The Flyers out-shot the Soviets, 49-13 and crushed them in an easy 4-1 victory but it wasn't the score or any of the goals that defined the game, or the Flyers, or its fans. Easily the most unforgettable moment of that game was when Flyers defenseman Ed Van Impe absolutely buried all-world center Valeri Kharlamov with a check in open ice. Kharlamov laid on the ice for minutes seemingly paralyzed as the Soviet bench screamed in protest. Red Army Coach Konstantin Loktev then, in a most cowardly gesture, removed his entire team from the ice and declared that the Soviets would not finish the game. The crowd and the Spectrum erupted. I always remember my father telling me that Ed Snider raced down to the Soviet dressing room like a mad man after the Soviets left the ice to tell them that if they did not return, they wouldn't get paid. It was my father's favorite part of the story and he told it to me every time, and every time his smile got bigger. I never actually thought it was true. But later I found out it was. The Soviets returned, and the Flyers destroyed them.

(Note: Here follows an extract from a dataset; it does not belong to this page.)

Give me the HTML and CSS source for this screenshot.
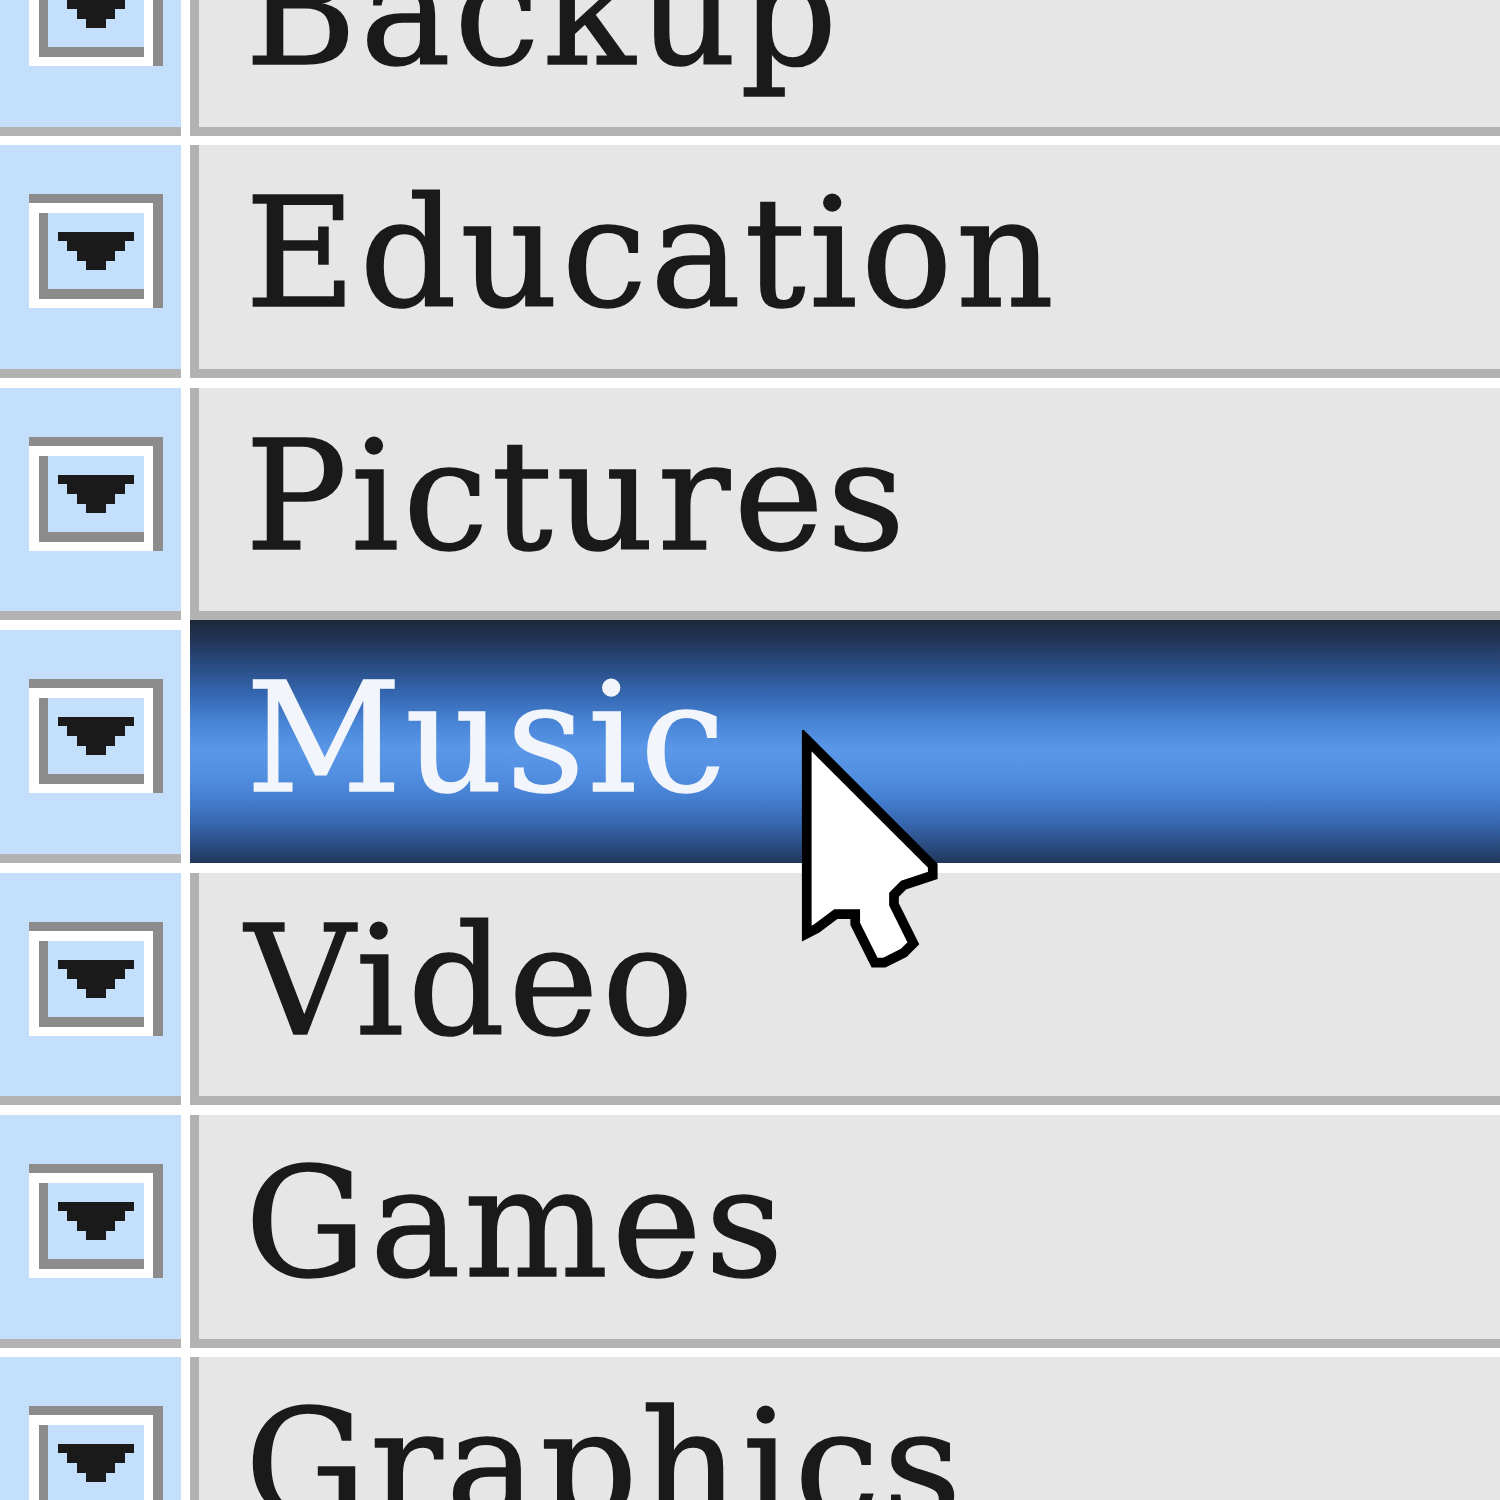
FILE: index.html
```html
<!DOCTYPE html>
<html lang="en">
<head>
    <meta charset="UTF-8">
    <title>Categories</title>
    <link rel="stylesheet" href="styles.css">
</head>
<body>
    <!-- Category list -->
    <div class="list">
        <div class="row">
            <div class="handle"><svg class="drop" viewBox="0 0 14 12"><use href="#drop"/></svg></div>
            <div class="label">Backup</div>
        </div>
        <div class="row">
            <div class="handle"><svg class="drop" viewBox="0 0 14 12"><use href="#drop"/></svg></div>
            <div class="label">Education</div>
        </div>
        <div class="row">
            <div class="handle"><svg class="drop" viewBox="0 0 14 12"><use href="#drop"/></svg></div>
            <div class="label">Pictures</div>
        </div>
        <div class="row selected">
            <div class="handle"><svg class="drop" viewBox="0 0 14 12"><use href="#drop"/></svg></div>
            <div class="label">Music</div>
        </div>
        <div class="row">
            <div class="handle"><svg class="drop" viewBox="0 0 14 12"><use href="#drop"/></svg></div>
            <div class="label">Video</div>
        </div>
        <div class="row">
            <div class="handle"><svg class="drop" viewBox="0 0 14 12"><use href="#drop"/></svg></div>
            <div class="label">Games</div>
        </div>
        <div class="row">
            <div class="handle"><svg class="drop" viewBox="0 0 14 12"><use href="#drop"/></svg></div>
            <div class="label">Graphics</div>
        </div>
    </div>

    <!-- Mouse pointer -->
    <svg class="pointer" viewBox="-1 -1 15 26">
        <polygon points="0,0 13,13 13,14 10,15 9,16 9,17 11,21 10,22 8,23 7,23 5,19 5,18 3,18 1,19.5 0,20"
                 fill="#fff" stroke="#000" stroke-width="1"/>
    </svg>

    <!-- Dropdown button shape -->
    <svg width="0" height="0" class="defs">
        <defs>
            <g id="drop">
                <rect x="0" y="0" width="14" height="1" fill="#8c8c8c"/>
                <rect x="13" y="0" width="1" height="12" fill="#8c8c8c"/>
                <rect x="0" y="1" width="1" height="11" fill="#fff"/>
                <rect x="0" y="11" width="13" height="1" fill="#fff"/>
                <rect x="1" y="1" width="12" height="1" fill="#fff"/>
                <rect x="12" y="1" width="1" height="10" fill="#fff"/>
                <rect x="1" y="2" width="1" height="9" fill="#8c8c8c"/>
                <rect x="1" y="10" width="11" height="1" fill="#8c8c8c"/>
                <rect x="3" y="4" width="8" height="1" fill="#1a1a1a"/>
                <rect x="4" y="5" width="6" height="1" fill="#1a1a1a"/>
                <rect x="5" y="6" width="4" height="1" fill="#1a1a1a"/>
                <rect x="6" y="7" width="2" height="1" fill="#1a1a1a"/>
            </g>
        </defs>
    </svg>
</body>
</html>
```

FILE: styles.css
```css
body {
    margin: 0;
    padding: 0;
    height: 1500px;
    overflow: hidden;
    background: #fff;
    font-family: "DejaVu Serif", serif;
    position: relative;
}

.defs {
    position: absolute;
}

.list {
    display: flex;
    flex-direction: column;
    gap: 9.7px; /* white line between rows */
    margin-top: -97px;
}

.row {
    display: flex;
    height: 232.7px;
}

.handle {
    width: 181px;
    flex-shrink: 0;
    box-sizing: border-box;
    background: #c4dffb;
    border-bottom: 9.7px solid #b2b2b2;
    padding: 48px 0 0 29px;
}

.drop {
    display: block;
    width: 134px;
    height: 116px;
    shape-rendering: crispEdges;
}

.label {
    flex: 1;
    margin-left: 9px;
    box-sizing: border-box;
    background: #e6e6e6;
    border-left: 9.7px solid #b2b2b2;
    border-bottom: 9.7px solid #b2b2b2;
    padding-left: 46px;
    font-size: 152px;
    line-height: 217px;
    letter-spacing: 3.5px;
    -webkit-text-stroke: 1.5px currentColor;
    color: #1a1a1a;
    white-space: nowrap;
}

/* Selected row */
.row.selected .label {
    margin-top: -9.7px;
    border: none;
    padding-left: 56px;
    padding-top: 9.7px;
    color: #f2f6fc;
    background: linear-gradient(to bottom,
        #1d2738 0%,
        #22365a 9%,
        #2a4d84 19%,
        #3568b2 31%,
        #4a86d8 43%,
        #5b97e7 53%,
        #5490e2 63%,
        #4580d3 73%,
        #3766ad 84%,
        #2a4c80 93%,
        #21375b 100%);
}

.pointer {
    position: absolute;
    left: 797px;
    top: 730px;
    width: 145.5px;
    height: 252px;
}
```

There were other hockey memories as well from the Spectrum that stick out to me. How about Dec. 8, 1987 when Flyers goalie Ron Hextall became the first goalie in NHL history to shoot the puck into the opposition's goal. I loved Hextall, he was such a Flyer. 
Or May 28, 1987 when J.J. Daigneault scored the winning goal in Game 6 of the 1987 Stanley Cup finals against the Edmonton Oilers to force a game seven. I was at that game and it got so loud right after that goal that I couldn't even hear myself think. What an arena.
But the Spectrum was by no means just a hockey arena. The Spectrum also housed one of the most memorable moments in college basketball history when, in the Elite Eight of the 1992 NCAA
tournament, Duke’s Christian Laettner hit a buzzer-beater to stun Kentucky, 104-103 in overtime. Laettner's one-dribble, fake-left, spin-right, 17-foot jump shot at the buzzer became perhaps the most historic shot in NCAA basketball history and it happened right on the Spectrum floor. Duke went on to defeat Michigan, 71-51, in the title game in Minneapolis to capture its second straight title but no one talks about that game, they only talk about "the shot". Why the heck didn't Kentucky guard the in bounds pass anyway? I'll never understand that.
And lets not forget your Philadelphia 76ers, who played many memorable games on the Spectrum floor, including 2 during the 1983 NBA finals when the "Fo, Fo, Fo" Sixers gave the Philadelphia its last championship.
And what about Dr J's dunk,
and the many breakaway two-handed dunks by Sir Charles, all on the Spectrum floor.
We can go on and on and on.
All in all, the demolishing of the Spectrum will be a sad day for Philadelphia Sports fans but it also can be viewed as a symbol of growth and development for the city and its loving sports teams. But i will say this, for Philadelphia sports fans, there was no place, and i mean no place like the Spectrum to watch a game. I am just so glad that I was a part of it.